In a study, it has been found that babies whose mothers underwent surgery before pregnancy have an increased risk of opioid withdrawal symptoms at birth.
The study was published in the journal, 'Canadian Medical Association Journal'
Dr Nathalie Auger, lead author of the study said: "Use of opioids for pain control after surgery may increase the risk of opioid dependence in women and withdrawal in their newborns."
"We found mothers who had surgery before pregnancy had 1.6 times the risk of neonatal abstinence syndrome; that is, opioid withdrawal symptoms in their future newborns, perhaps because opioid use continues after surgery," Auger added.
The study included data on almost 2.2 million births in Quebec between 1989 and 2016. Of the total, 2346 newborns had neonatal abstinence syndrome and, of these, 1052 had mothers who underwent pre-pregnancy surgery (14.9 per 10 000 babies) compared with 1294 babies (8.8 per 10 000) born to mothers who did not have surgery.
Multiple surgeries; younger age at surgery; the longer time between surgery and pregnancy; and cardiovascular, thoracic, urologic, or neurosurgery were associated with the largest risk of neonatal abstinence syndrome.

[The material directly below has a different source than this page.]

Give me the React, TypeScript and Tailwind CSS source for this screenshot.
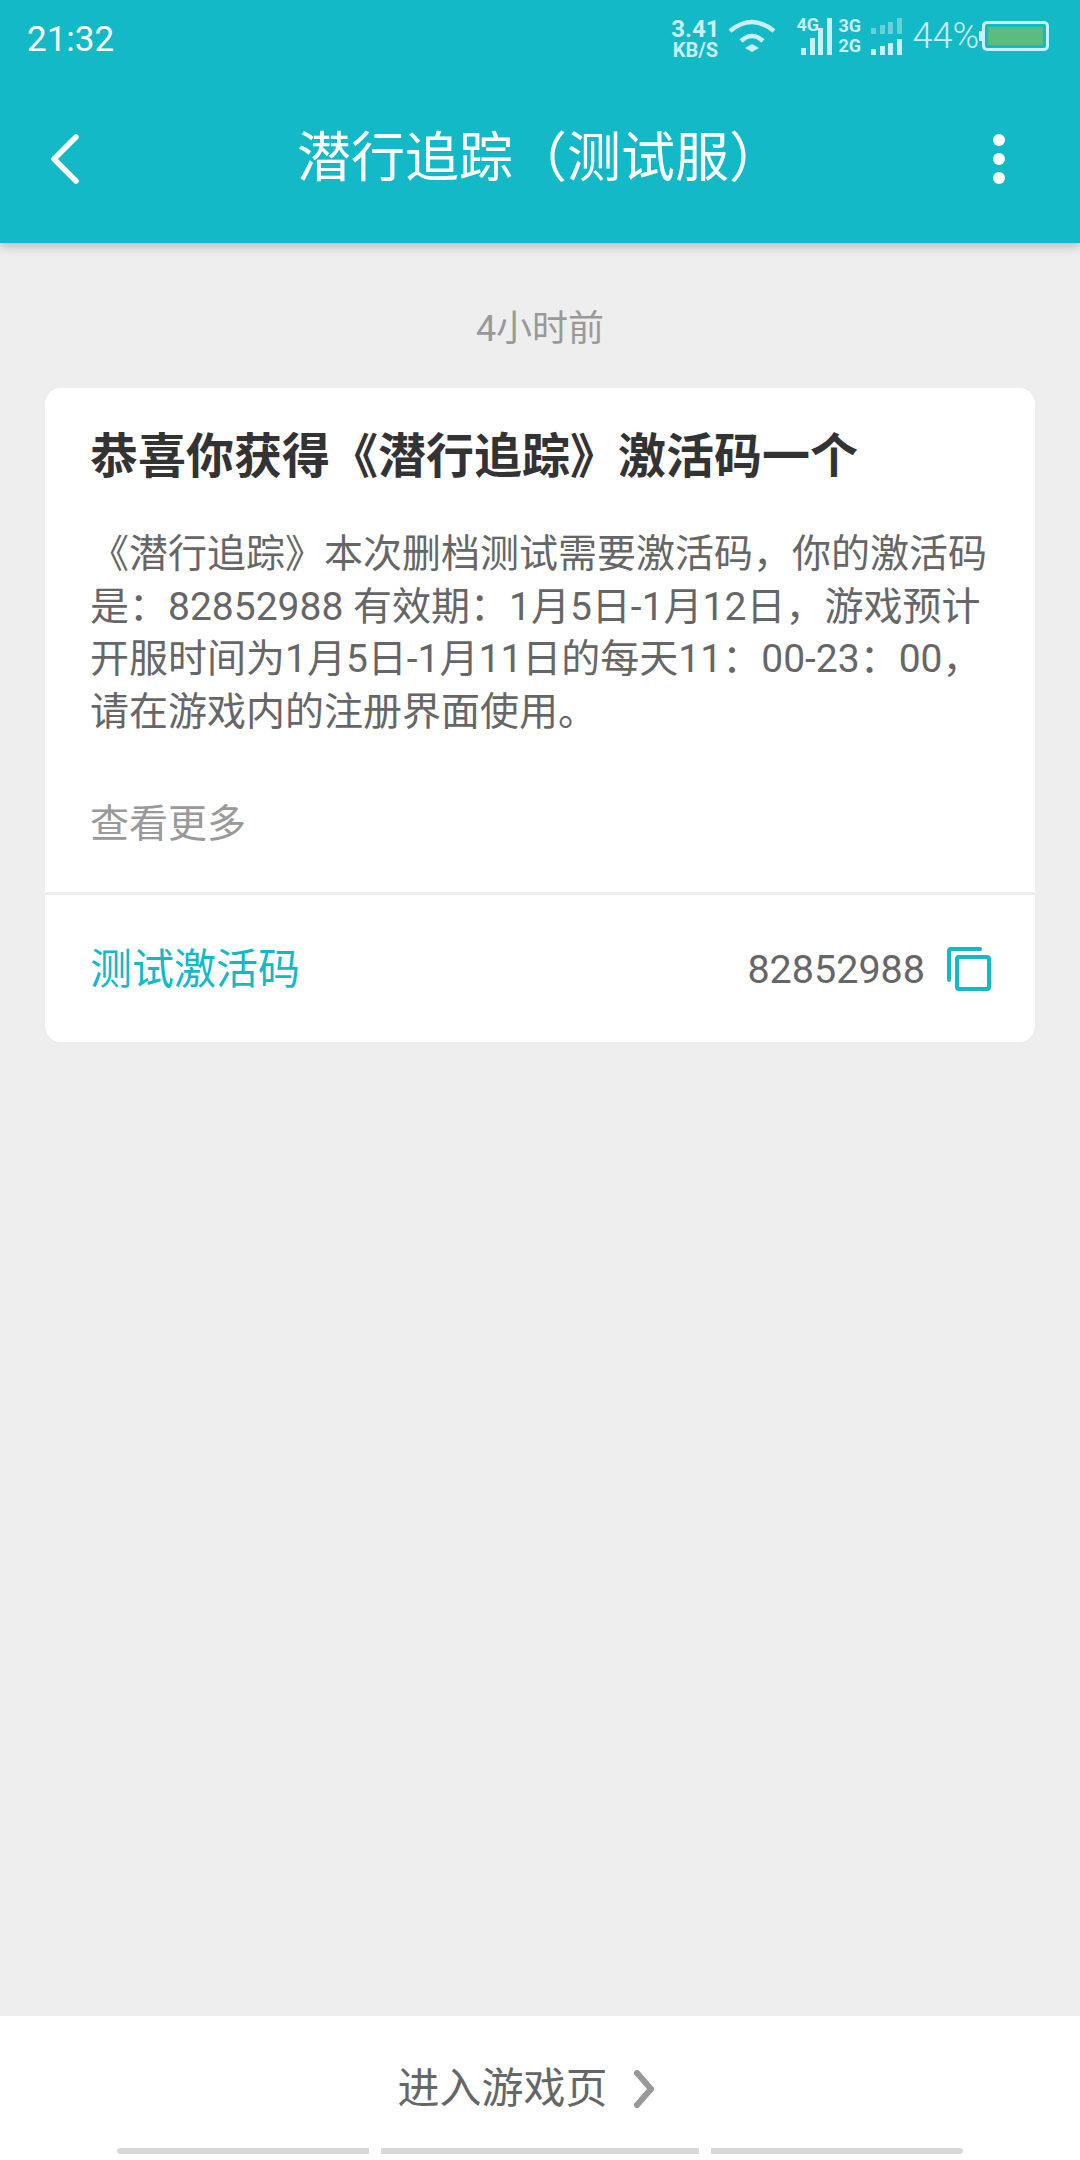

There was also a strong association with general anaesthesia, perhaps because this type of anaesthesia is used in more complex surgeries, which can require longer use and higher dosage of pain relievers.
"Physicians have the potential to prevent neonatal abstinence syndrome with careful postoperative pain management in young women," said Dr Auger.
"Opioids continue to be overprescribed, despite calls to optimize postsurgical pain control through improvement of surgical guidelines and use of multipronged approaches with non-opioid painkillers or local anaesthesia," she concluded.